* [RECORDS FOR THIS EXERCISE]
** Begin **
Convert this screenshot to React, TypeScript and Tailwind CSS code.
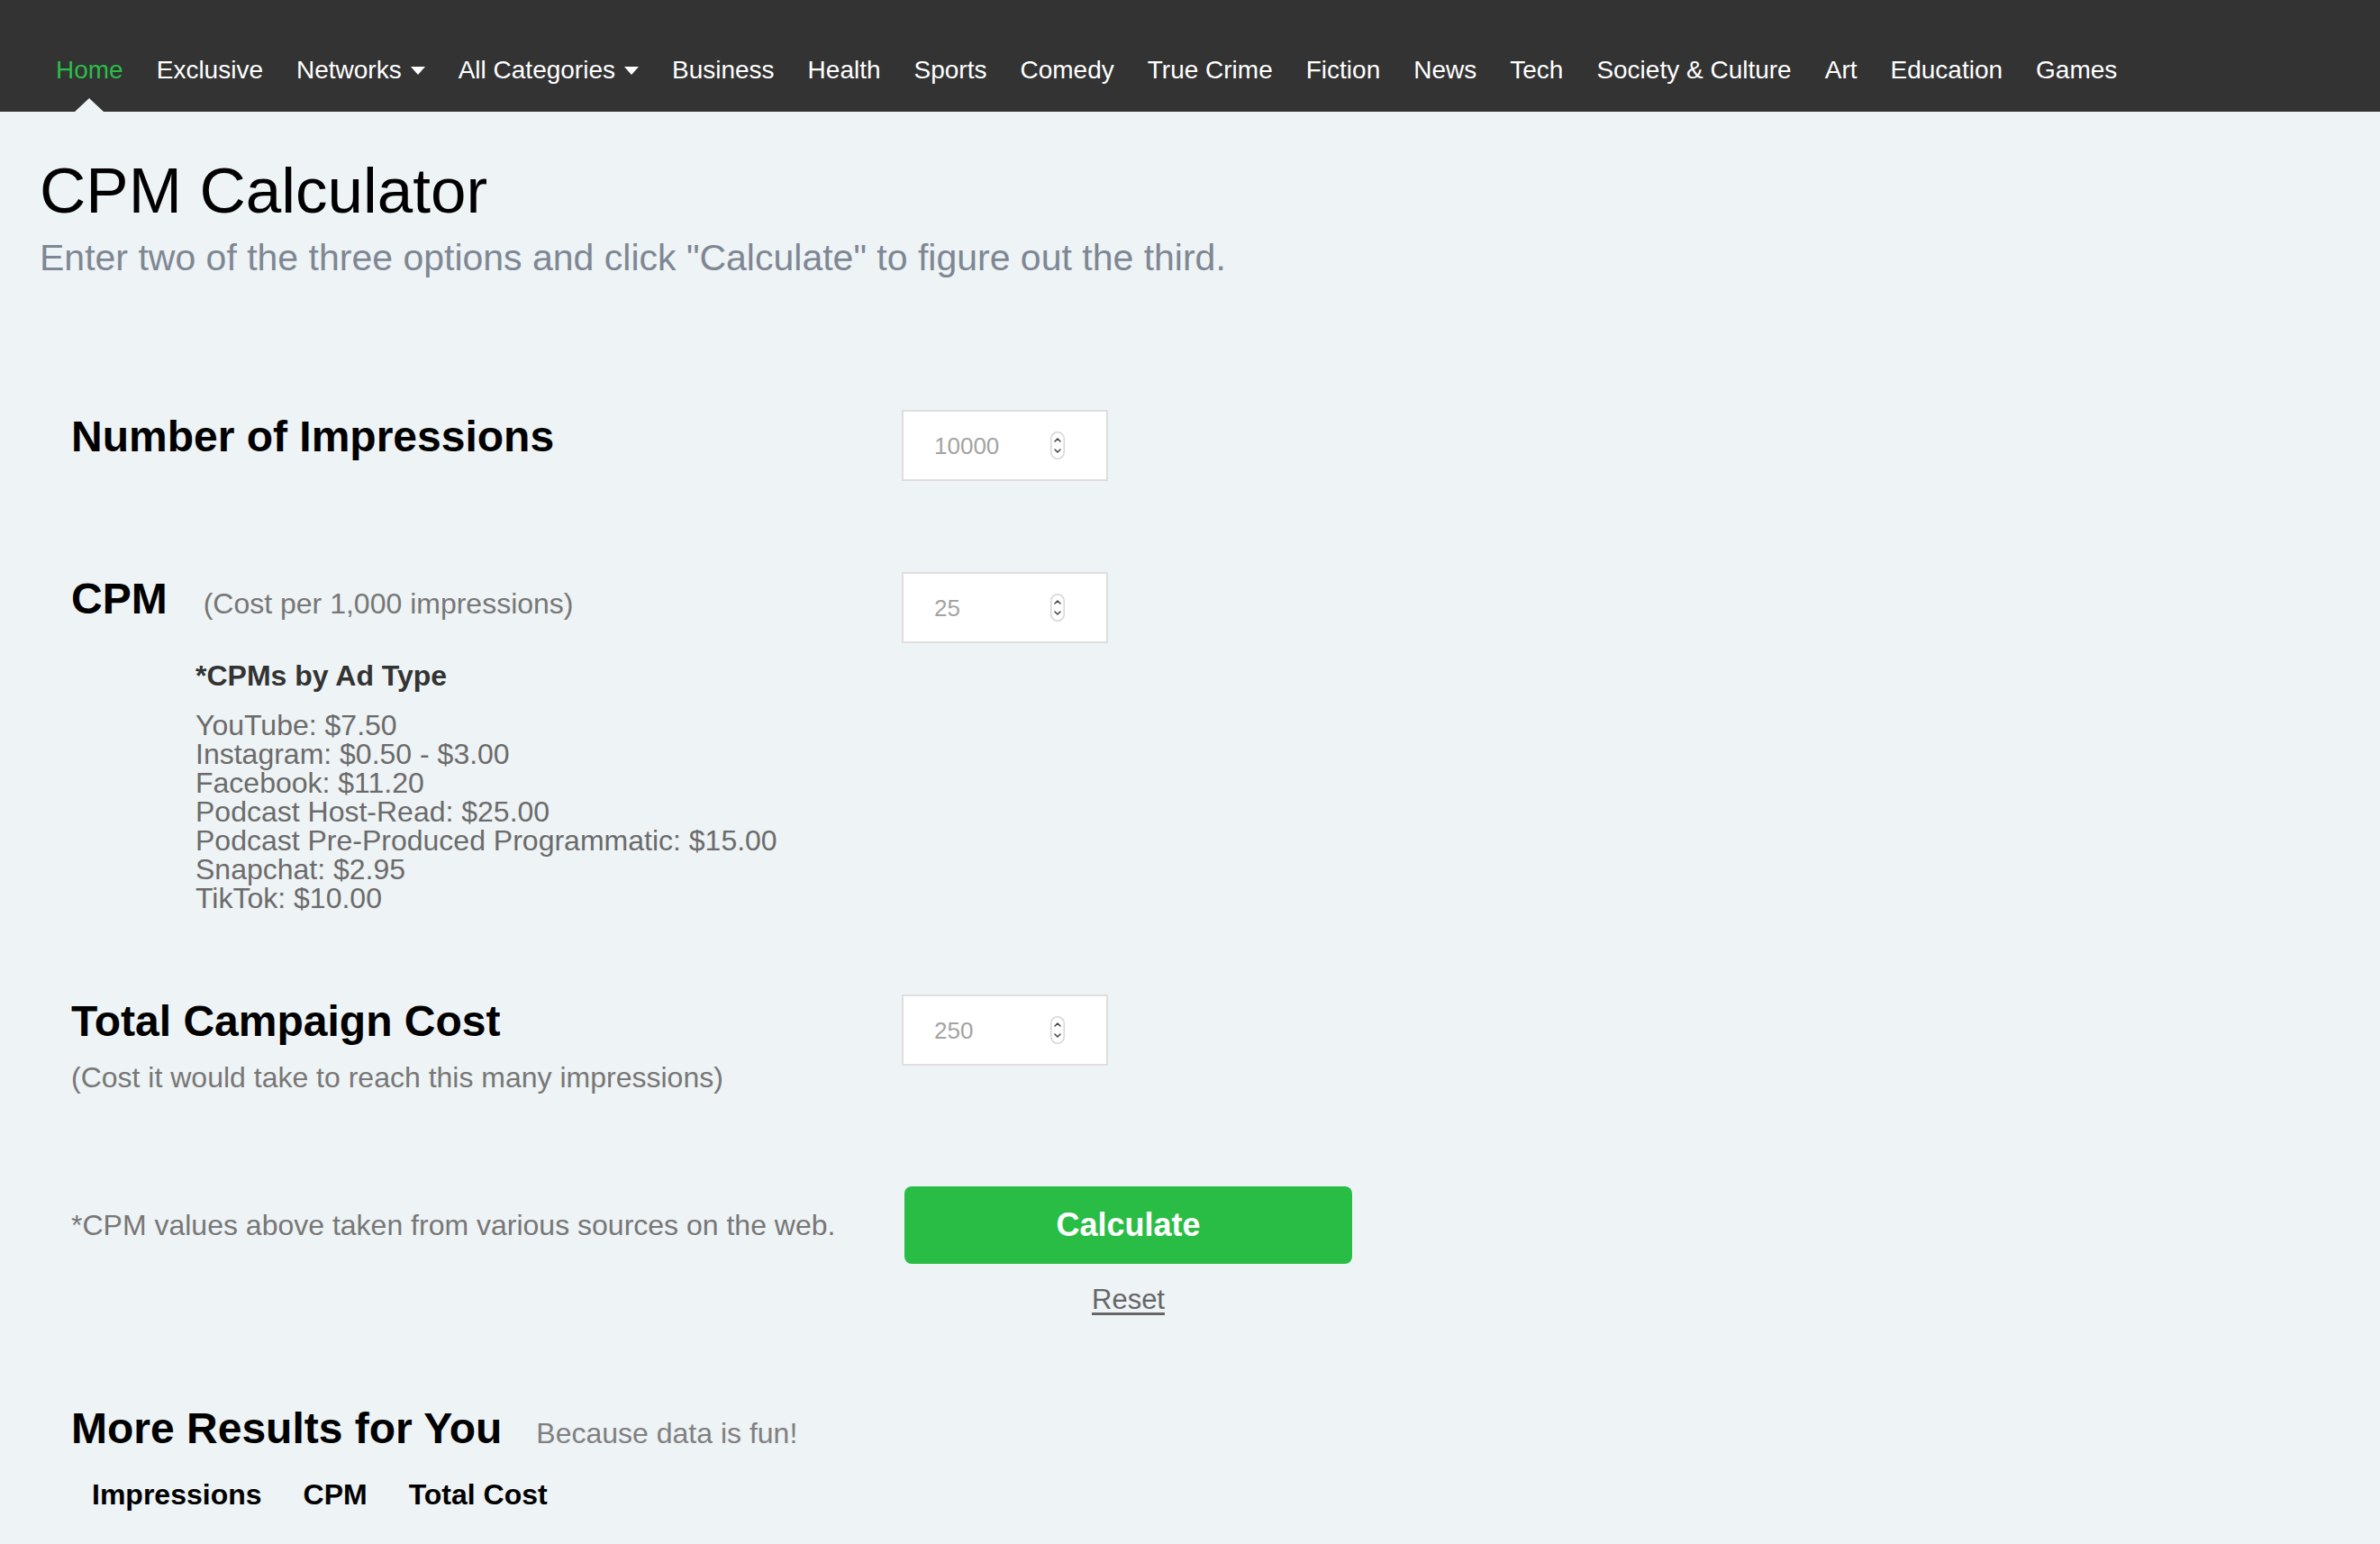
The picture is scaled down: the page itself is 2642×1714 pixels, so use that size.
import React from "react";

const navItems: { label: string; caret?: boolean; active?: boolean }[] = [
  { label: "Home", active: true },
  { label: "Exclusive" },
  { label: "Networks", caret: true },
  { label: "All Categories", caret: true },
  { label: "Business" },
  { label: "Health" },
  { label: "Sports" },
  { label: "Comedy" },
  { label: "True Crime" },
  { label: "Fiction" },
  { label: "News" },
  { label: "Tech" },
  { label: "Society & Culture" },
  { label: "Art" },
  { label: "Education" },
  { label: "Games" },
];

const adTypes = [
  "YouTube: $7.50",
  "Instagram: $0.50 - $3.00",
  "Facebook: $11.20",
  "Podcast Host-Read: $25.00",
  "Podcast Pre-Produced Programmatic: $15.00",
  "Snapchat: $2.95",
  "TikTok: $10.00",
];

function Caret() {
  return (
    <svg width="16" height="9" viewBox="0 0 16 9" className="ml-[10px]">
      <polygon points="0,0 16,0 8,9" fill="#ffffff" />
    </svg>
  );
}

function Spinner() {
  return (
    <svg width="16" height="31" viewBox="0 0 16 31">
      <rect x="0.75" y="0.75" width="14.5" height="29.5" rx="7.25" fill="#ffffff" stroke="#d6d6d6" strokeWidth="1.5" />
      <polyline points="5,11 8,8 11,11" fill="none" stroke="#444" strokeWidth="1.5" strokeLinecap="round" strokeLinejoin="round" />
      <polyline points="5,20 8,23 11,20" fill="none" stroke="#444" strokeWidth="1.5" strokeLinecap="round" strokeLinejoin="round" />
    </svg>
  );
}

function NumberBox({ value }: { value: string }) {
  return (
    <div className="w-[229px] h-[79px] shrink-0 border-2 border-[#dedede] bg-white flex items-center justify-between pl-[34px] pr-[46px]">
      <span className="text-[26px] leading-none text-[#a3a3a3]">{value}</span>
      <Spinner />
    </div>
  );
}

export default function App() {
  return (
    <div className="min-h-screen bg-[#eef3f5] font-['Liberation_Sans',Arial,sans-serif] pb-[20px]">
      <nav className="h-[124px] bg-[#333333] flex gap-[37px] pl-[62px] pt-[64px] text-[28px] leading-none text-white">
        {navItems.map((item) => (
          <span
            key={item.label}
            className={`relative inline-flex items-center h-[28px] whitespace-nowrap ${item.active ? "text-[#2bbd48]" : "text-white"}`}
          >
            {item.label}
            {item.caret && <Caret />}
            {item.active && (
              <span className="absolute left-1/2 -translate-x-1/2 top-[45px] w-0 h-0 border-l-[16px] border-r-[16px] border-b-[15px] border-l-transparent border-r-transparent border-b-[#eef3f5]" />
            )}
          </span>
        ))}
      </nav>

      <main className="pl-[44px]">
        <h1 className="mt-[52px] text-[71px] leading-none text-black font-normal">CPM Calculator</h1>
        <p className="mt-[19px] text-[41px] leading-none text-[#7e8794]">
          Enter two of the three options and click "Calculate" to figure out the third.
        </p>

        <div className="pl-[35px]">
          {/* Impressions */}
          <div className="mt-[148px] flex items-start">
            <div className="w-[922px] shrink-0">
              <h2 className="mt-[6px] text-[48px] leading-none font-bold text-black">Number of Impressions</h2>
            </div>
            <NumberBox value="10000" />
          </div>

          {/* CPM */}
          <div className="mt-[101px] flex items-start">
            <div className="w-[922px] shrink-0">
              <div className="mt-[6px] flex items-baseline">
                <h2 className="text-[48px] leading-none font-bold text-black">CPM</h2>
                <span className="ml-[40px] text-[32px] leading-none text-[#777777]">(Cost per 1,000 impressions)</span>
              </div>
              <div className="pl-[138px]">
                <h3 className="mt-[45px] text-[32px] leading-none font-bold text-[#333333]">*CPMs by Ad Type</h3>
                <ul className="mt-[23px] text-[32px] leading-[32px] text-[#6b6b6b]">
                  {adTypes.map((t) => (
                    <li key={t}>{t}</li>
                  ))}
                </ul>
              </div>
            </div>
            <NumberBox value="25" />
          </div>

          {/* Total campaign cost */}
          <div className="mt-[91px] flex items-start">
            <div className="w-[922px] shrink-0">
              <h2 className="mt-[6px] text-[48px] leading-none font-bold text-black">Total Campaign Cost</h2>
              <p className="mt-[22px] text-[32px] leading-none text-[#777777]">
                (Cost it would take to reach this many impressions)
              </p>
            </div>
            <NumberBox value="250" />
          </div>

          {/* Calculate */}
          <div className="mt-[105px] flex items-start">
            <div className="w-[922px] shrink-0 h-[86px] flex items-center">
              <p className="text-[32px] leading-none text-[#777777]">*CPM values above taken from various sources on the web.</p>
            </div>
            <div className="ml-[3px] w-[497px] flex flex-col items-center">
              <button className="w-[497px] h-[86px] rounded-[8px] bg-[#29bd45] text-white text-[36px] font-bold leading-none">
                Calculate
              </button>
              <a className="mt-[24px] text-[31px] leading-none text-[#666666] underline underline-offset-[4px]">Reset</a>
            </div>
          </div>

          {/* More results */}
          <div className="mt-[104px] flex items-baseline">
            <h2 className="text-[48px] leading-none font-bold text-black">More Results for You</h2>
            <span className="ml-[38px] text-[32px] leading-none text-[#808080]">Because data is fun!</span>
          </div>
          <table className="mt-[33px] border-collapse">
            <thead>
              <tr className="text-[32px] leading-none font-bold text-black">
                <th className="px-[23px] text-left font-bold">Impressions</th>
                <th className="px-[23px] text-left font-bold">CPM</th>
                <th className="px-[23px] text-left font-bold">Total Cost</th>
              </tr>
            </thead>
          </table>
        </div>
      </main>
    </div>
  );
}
** End **
** Begin **
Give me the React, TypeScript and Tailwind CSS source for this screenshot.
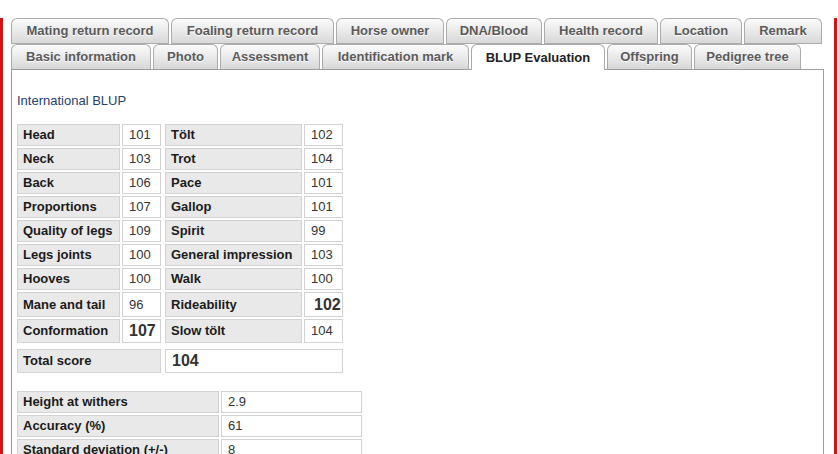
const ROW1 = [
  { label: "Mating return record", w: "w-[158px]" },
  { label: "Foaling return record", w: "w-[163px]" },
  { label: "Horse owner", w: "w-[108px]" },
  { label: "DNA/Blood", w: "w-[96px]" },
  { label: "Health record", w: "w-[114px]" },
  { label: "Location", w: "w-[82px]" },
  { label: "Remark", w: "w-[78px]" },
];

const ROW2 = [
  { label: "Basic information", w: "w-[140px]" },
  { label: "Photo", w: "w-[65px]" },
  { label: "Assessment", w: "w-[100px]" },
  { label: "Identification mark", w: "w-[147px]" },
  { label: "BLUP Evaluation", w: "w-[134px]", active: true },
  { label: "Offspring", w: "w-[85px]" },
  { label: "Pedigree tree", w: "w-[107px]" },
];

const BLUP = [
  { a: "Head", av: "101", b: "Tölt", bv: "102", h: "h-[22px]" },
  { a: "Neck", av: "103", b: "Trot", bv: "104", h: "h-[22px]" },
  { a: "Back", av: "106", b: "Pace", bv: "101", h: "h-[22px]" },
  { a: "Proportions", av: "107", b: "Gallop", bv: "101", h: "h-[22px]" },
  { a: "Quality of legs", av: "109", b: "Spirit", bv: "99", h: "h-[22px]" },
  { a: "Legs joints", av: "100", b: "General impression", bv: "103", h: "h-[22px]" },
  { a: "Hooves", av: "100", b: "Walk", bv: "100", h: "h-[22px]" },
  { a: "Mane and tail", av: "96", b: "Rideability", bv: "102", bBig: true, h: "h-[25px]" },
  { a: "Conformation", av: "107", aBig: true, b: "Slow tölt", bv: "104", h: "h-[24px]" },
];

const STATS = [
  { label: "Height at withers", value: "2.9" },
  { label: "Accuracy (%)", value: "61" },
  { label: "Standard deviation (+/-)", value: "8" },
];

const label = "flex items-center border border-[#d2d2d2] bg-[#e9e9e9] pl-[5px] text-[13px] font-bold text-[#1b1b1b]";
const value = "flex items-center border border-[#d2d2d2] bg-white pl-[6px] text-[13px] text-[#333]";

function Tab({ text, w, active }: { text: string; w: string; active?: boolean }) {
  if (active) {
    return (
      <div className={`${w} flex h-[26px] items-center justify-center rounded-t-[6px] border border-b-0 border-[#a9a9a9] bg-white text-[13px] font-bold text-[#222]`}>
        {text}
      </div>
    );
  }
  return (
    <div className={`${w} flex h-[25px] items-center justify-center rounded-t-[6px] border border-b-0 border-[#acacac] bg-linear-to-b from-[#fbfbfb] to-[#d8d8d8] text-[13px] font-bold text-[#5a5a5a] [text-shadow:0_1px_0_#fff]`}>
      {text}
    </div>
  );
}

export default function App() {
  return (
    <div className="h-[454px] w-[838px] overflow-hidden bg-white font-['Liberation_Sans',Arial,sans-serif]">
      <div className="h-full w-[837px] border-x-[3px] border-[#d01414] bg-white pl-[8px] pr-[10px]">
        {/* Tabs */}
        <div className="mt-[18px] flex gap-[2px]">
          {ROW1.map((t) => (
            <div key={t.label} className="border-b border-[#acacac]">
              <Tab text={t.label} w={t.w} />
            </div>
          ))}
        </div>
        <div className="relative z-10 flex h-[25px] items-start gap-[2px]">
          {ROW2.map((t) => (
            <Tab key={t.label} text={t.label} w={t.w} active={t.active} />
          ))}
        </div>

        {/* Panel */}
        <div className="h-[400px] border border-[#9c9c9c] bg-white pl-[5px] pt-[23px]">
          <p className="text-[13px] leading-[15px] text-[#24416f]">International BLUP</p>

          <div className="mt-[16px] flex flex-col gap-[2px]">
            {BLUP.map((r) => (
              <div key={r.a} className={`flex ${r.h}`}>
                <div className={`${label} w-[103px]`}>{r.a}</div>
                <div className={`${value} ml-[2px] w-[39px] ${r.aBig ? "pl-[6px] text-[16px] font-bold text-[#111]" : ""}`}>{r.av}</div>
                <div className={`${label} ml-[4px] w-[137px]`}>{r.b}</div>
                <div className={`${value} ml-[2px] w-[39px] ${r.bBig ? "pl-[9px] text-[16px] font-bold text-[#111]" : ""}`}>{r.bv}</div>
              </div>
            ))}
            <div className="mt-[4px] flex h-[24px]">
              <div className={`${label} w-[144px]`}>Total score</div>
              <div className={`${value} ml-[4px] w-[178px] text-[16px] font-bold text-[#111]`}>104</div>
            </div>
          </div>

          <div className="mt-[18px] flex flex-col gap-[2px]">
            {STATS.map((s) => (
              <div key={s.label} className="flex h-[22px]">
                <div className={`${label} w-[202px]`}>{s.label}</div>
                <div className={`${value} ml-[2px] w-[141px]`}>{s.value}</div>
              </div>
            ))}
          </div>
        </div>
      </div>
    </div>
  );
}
** End **
** Begin **
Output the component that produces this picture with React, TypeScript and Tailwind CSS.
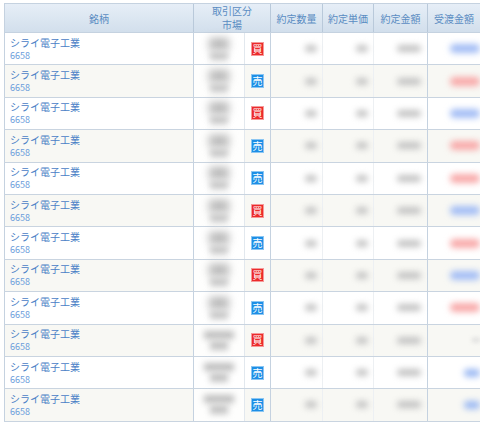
** End **
* [WRITTEN EXERCISE] Copy every line in the entries above that has the string "TypeScript" in it.

* [FINAL ANSWER]
Convert this screenshot to React, TypeScript and Tailwind CSS code.
Give me the React, TypeScript and Tailwind CSS source for this screenshot.
Output the component that produces this picture with React, TypeScript and Tailwind CSS.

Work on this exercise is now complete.